Putin Changes Tune on Frozen Russian Assets, Wants Funds for ‘Reconstruction’ After Peace Treaty

Putin said frozen Russian assets in the US could be used to restore territories destroyed by Russia’s war after a peace deal.

Russian President Vladimir Putin said Russia could use its frozen assets held in the United States to finance postwar reconstruction in Ukraine once a peace treaty with Ukraine is concluded.

Upon receiving an invitation to join a US-led “Peace Council” overseeing Gaza’s reconstruction, Putin raised the possibility of using frozen Moscow funds to pay the $1 billion membership fee.

“I think we could send $1 billion from Russian assets frozen under the previous US administration to the Peace Council,” Putin said.

“By the way, the remaining funds from our assets frozen in the United States could be used to restore the territory affected by the hostilities after the conclusion of a peace treaty between Russia and Ukraine,” he added.

However, the frozen Russian assets held in the US are minimal, at around $5 billion, compared to the bulk of $339 billion held worldwide.

According to Putin, the proposal is being discussed with representatives of the Trump administration.

Notably, the territories “affected by the hostilities” include not only Ukrainian regions – including those currently occupied by Russian forces – but also Russia’s Kursk region, where fighting has taken place.

The comments come as the European Union continues discussions on a reparations-based loan for Ukraine backed by frozen Russian sovereign assets. Putin has previously condemned those plans as “theft of someone else’s property” and threatened that Moscow would respond.

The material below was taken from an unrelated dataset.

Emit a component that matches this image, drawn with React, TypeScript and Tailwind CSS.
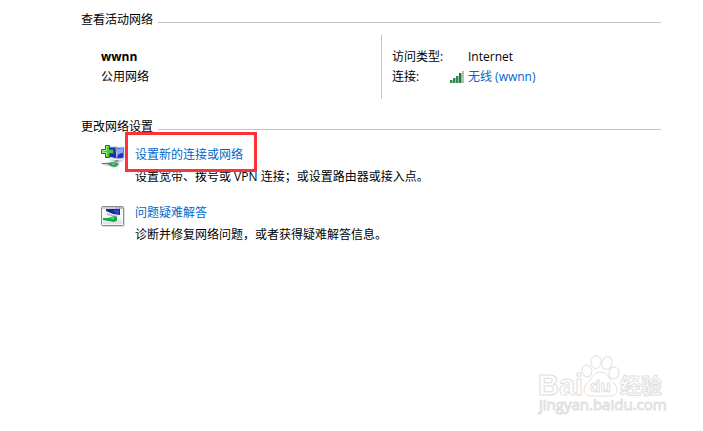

Following those remarks, Russia’s central bank filed a lawsuit in a Russian court against Belgium-based depository Euroclear. No similar lawsuits have been filed in other jurisdictions so far, according to BBC Russia.

The total value of immobilized Russian sovereign assets worldwide stands at about €290 billion ($339 billion), most of which is held in a small number of EU and G7 jurisdictions, according to Ukraine’s central bank.

The National Bank of Ukraine, citing data from the European Parliamentary Research Service, said Belgium holds the largest share – roughly €180 billion ($210.6 billion) – primarily through the Brussels-based clearing house Euroclear, which acts as custodian for much of Russia’s central bank reserves.

Japan and the United Kingdom hold the next-largest portions of frozen Russian assets, followed by France and Canada. Smaller amounts are held in Luxembourg, Switzerland, the United States, and Germany.

In Brussels, a €90 billion ($105 billion) loan is widely viewed as a temporary solution while work continues on a separate reparations-based mechanism linked directly to the frozen assets.

That proposal has stalled due to political resistance and legal concerns raised by some member states, including Belgium, Hungary, Slovakia, and the Czech Republic.

Belgian Prime Minister Bart De Wever has expressed concern that turning frozen assets into long-term financing could expose intermediaries such as Euroclear to lawsuits and pose risks to market stability.

IMF officials have also urged caution, citing potential consequences for the international monetary system and the need for a clear legal framework.

By contrast, the Kyiv School of Economics has argued that Russia has no viable legal avenues to challenge such a scheme, while Ukraine’s central bank maintains that full confiscation would not undermine the euro’s global role.

EU Council President António Costa said in December 2025 that EU leaders had instructed the European Commission to continue work on the reparations loan in parallel with the interim financing plan.